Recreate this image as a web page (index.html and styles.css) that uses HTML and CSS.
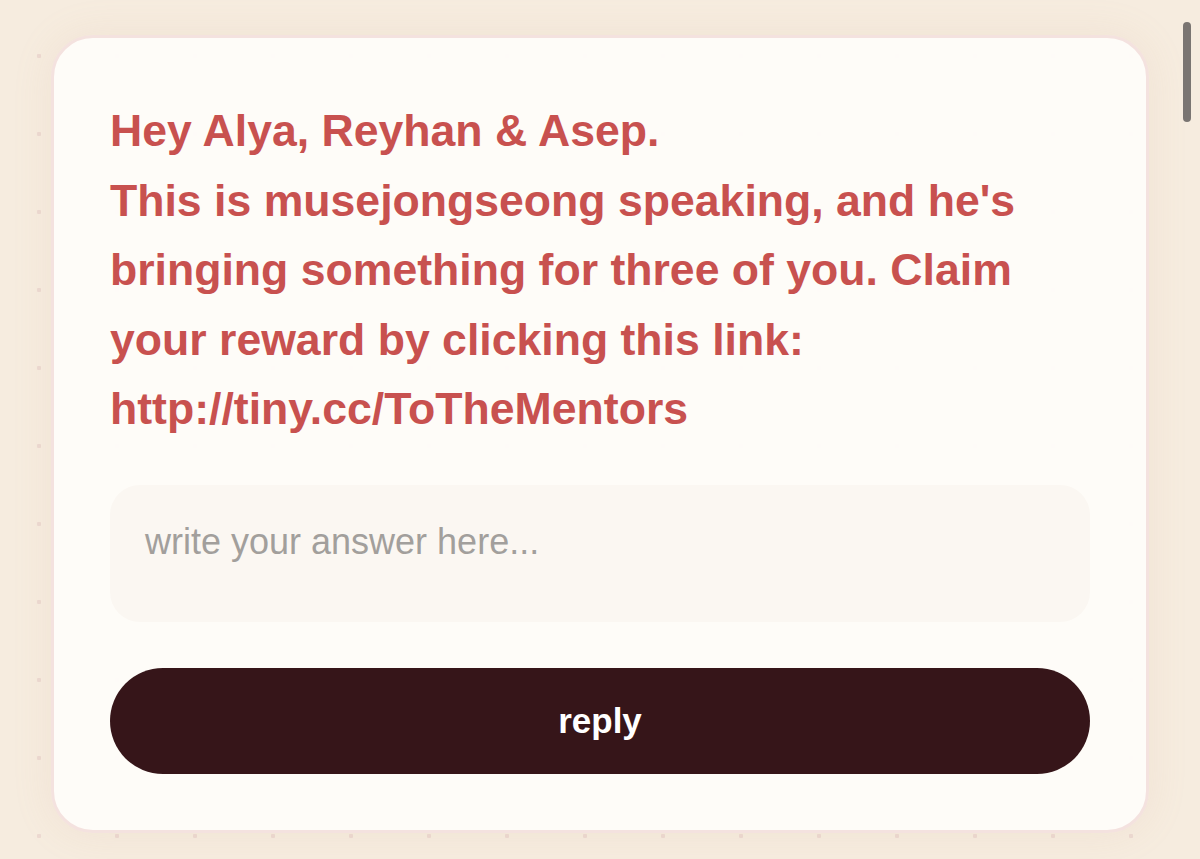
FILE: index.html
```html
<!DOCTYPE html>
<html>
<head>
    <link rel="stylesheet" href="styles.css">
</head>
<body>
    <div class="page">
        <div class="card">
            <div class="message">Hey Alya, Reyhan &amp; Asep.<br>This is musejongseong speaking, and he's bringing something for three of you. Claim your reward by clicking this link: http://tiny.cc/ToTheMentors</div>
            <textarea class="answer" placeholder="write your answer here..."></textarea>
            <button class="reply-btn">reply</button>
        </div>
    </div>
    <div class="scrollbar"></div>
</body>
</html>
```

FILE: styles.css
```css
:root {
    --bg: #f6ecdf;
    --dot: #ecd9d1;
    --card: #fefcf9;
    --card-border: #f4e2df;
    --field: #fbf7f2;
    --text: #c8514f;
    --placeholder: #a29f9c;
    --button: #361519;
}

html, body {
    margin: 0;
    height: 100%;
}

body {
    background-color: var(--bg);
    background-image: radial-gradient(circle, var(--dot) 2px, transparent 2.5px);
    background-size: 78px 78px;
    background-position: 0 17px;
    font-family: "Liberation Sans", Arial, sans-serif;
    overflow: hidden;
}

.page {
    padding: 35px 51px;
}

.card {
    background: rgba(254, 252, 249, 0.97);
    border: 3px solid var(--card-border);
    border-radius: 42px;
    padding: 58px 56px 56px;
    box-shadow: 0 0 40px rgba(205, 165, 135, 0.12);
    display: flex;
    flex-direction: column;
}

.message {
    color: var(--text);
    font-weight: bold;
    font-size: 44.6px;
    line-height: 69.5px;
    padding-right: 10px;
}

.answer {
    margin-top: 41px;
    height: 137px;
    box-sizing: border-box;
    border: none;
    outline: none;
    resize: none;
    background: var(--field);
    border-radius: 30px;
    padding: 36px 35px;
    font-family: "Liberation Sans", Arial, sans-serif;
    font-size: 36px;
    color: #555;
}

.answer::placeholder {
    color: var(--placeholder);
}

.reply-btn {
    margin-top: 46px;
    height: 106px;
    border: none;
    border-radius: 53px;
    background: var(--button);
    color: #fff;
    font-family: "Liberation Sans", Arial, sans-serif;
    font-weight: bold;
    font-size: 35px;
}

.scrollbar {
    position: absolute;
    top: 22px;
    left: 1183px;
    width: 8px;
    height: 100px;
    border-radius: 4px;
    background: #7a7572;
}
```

+ + + + +

Without including any picture, repeat the data exactly.

Recreate this image as a web page (index.html and styles.css) that uses HTML and CSS.
FILE: index.html
```html
<!DOCTYPE html>
<html>
<head>
    <link rel="stylesheet" href="styles.css">
</head>
<body>
    <div class="page">
        <div class="card">
            <div class="message">Hey Alya, Reyhan &amp; Asep.<br>This is musejongseong speaking, and he's bringing something for three of you. Claim your reward by clicking this link: http://tiny.cc/ToTheMentors</div>
            <textarea class="answer" placeholder="write your answer here..."></textarea>
            <button class="reply-btn">reply</button>
        </div>
    </div>
    <div class="scrollbar"></div>
</body>
</html>
```

FILE: styles.css
```css
:root {
    --bg: #f6ecdf;
    --dot: #ecd9d1;
    --card: #fefcf9;
    --card-border: #f4e2df;
    --field: #fbf7f2;
    --text: #c8514f;
    --placeholder: #a29f9c;
    --button: #361519;
}

html, body {
    margin: 0;
    height: 100%;
}

body {
    background-color: var(--bg);
    background-image: radial-gradient(circle, var(--dot) 2px, transparent 2.5px);
    background-size: 78px 78px;
    background-position: 0 17px;
    font-family: "Liberation Sans", Arial, sans-serif;
    overflow: hidden;
}

.page {
    padding: 35px 51px;
}

.card {
    background: rgba(254, 252, 249, 0.97);
    border: 3px solid var(--card-border);
    border-radius: 42px;
    padding: 58px 56px 56px;
    box-shadow: 0 0 40px rgba(205, 165, 135, 0.12);
    display: flex;
    flex-direction: column;
}

.message {
    color: var(--text);
    font-weight: bold;
    font-size: 44.6px;
    line-height: 69.5px;
    padding-right: 10px;
}

.answer {
    margin-top: 41px;
    height: 137px;
    box-sizing: border-box;
    border: none;
    outline: none;
    resize: none;
    background: var(--field);
    border-radius: 30px;
    padding: 36px 35px;
    font-family: "Liberation Sans", Arial, sans-serif;
    font-size: 36px;
    color: #555;
}

.answer::placeholder {
    color: var(--placeholder);
}

.reply-btn {
    margin-top: 46px;
    height: 106px;
    border: none;
    border-radius: 53px;
    background: var(--button);
    color: #fff;
    font-family: "Liberation Sans", Arial, sans-serif;
    font-weight: bold;
    font-size: 35px;
}

.scrollbar {
    position: absolute;
    top: 22px;
    left: 1183px;
    width: 8px;
    height: 100px;
    border-radius: 4px;
    background: #7a7572;
}
```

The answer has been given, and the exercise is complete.